Belgium gained independence from the Netherlands in 1830 after a revolution took place in the southern catholic French speaking providences of Holland. These territories are now modern day Wallonia in Belgium. After the Belgians took their independence, they were the first country to experience the industrial revolution in Europe. In 1855, at the Berlin Conference, Belgium was given control of the African Congo. From this colony, Belgium gained revenue from goods like ivory and rubber. These combined factors brought prosperity to the people for the larger part of the 19th century.

 

However, they also provided opportunities for other national conflicts. Belgium faced government structural issues that demanded attention. When Belgium succeeded, a revolution committee was formed to oversee the revolt. When the Kingdom of Belgium was formed, the committee never disbanded. Instead, it acted as a provisional government.  In the early 20th century, Belgium was the battleground during both world wars. This period of time is commonly referred to by historians as the “rape of Belgium,” when thousands of civilians were killed and even more fled the country in fear of the German Army- which invaded in 1914. The Germans not only killed innocent people, but they destroyed infrastructure and plants. The Germans decimated 41 of the 51 steel mills in Belgium as they flanked the French army.

 

In modern day, Belgium is seen as a cultural hub for Europe for a few reasons. Up until its independence, the land on Belgium’s boarders always belonged to another country. Therefore, the citizens of Belgium have strong ties with the surrounding countries like France, Holland, and Germany. These cultural differences lead to conflicting interests when it came to political and economic sanctions. Wallonia, located in the south of Belgium, is primarily catholic French speaking citizens. They belong to the catholic party, which is extremely conservative- basing their ideology closely with the Catholic Church. The opposing liberal party in the south is pro progression. The northern region called the Flanders is predominantly Dutch speaking. The party that holds the majority is called the New Flemish Alliance, and is liberally moderate.  

 

The two regions also differ economically; the south is much more industrialized than the north. This is because the small amounts of coalfields in Belgium are located in Wallonia. 95 percent of Belgium is urban. It is all city life where the population density is 349 per km2. The north is much more densely populated than the south. In the Flanders, much of the economy is based on manufacturing. However, the service industries also contribute greatly to the economy. Transportation networks like canals, railways, and highways allow the integration of Belgium’s industries with its neighbors.  
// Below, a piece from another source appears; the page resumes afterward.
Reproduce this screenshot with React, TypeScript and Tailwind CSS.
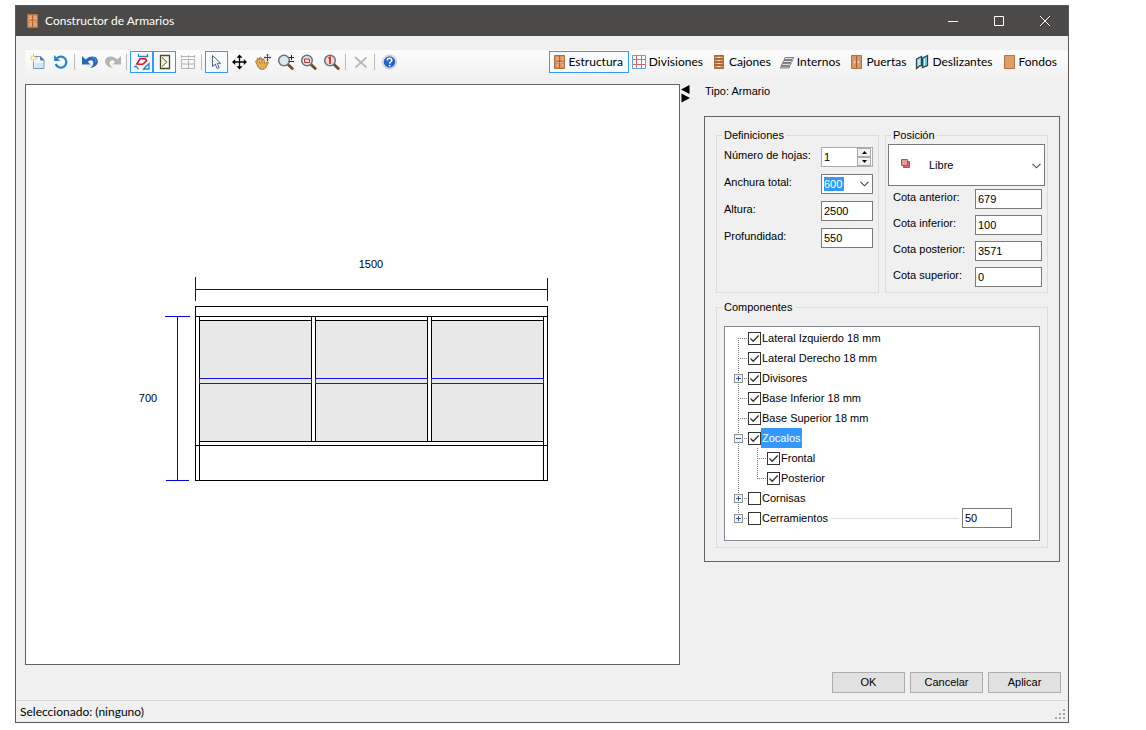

Because Belgium is a fairly young country, it hasn’t developed a strong identity. Seen as a mutt of a country, Belgium contains many demographics of people who seek control. Nearby countries may view Belgium as a second home due to the lack of an official language in combination with the several languages spoken across the country. This allows Belgium’s economy to be highly integrated with the countries around it. Brussels, the capital, is the biggest city in Belgium. It is significant because it is home to the capital of the European Union.  There is also a North Atlantic treaty Organization consulate there. 

 

 

As demonstrated in the graph of Gross Domestic Product (GDP) in purchasing power parity (PPP) above, the Belgium line always stayed within ten points of Germany from 2002 to 2013. These two countries are in between two other countries on the graph that are integrated heavily with Belgium, Holland and France.  The amount Belgium imports and exports is also a good indication of its level of integration with fellow European Union countries.  In 2011, Belgium exported $332 billion worth of machinery goods, chemicals, diamonds, and metal products. This is equivalent to a third of its GDP expressed in the chart above.  Though Belgium’s GDP and trading numbers seem good, when things turn for the worst in Europe Belgium is not left out among the ones hit the hardest.  For example, the European sovereign debt crisis is one that hit all of Europe very hard. It started in 2009 as a result of countries in 4 different eurozones not being able to pay off big government debts without the help of third parties like the European central bank or the International monetary Fund (IMF). Interest rates across the European Union for purchasing government bonds in these four zones sky rocketed, making   some of the these countries debt so large that it violated the criteria under which the Maastricht treaty was signed. With so many countries breaking their respective debt levels it is clear that something must be done to bail out Europe.

                            

The inflated interest rates have increased substantially in smaller countries like Greece, Cyprus and Portugal, while countries that have traditionally low inflation have only increased slightly. Mario Draghi, the president of the ECB, caused another key turning point for the crisis. He is planning an inspection of balance sheets for the 128 biggest banks in late 2014 as a “asset quality review” to find the bugs in the system.  This process will determine which banks need to be stimulated with capital and which ones need to be shut down. This is an excellent step to what will be a series of tasks that will work out the problems Europe.

Overall, Belgium is an internationally attractive country that has a lot to offer eager tourists looking to experience a European gem in the heart of some of the oldest countries in the world. Belgium has always been seen as a small country that has a very strong economy because it is heavily integrated with the other large and thriving countries that are at its borders. However, crisis hasn’t missed Belgium though it has a relatively low unemployment and consistent growth rate, interest rates on government bonds increased heavily with the rest of the EU members.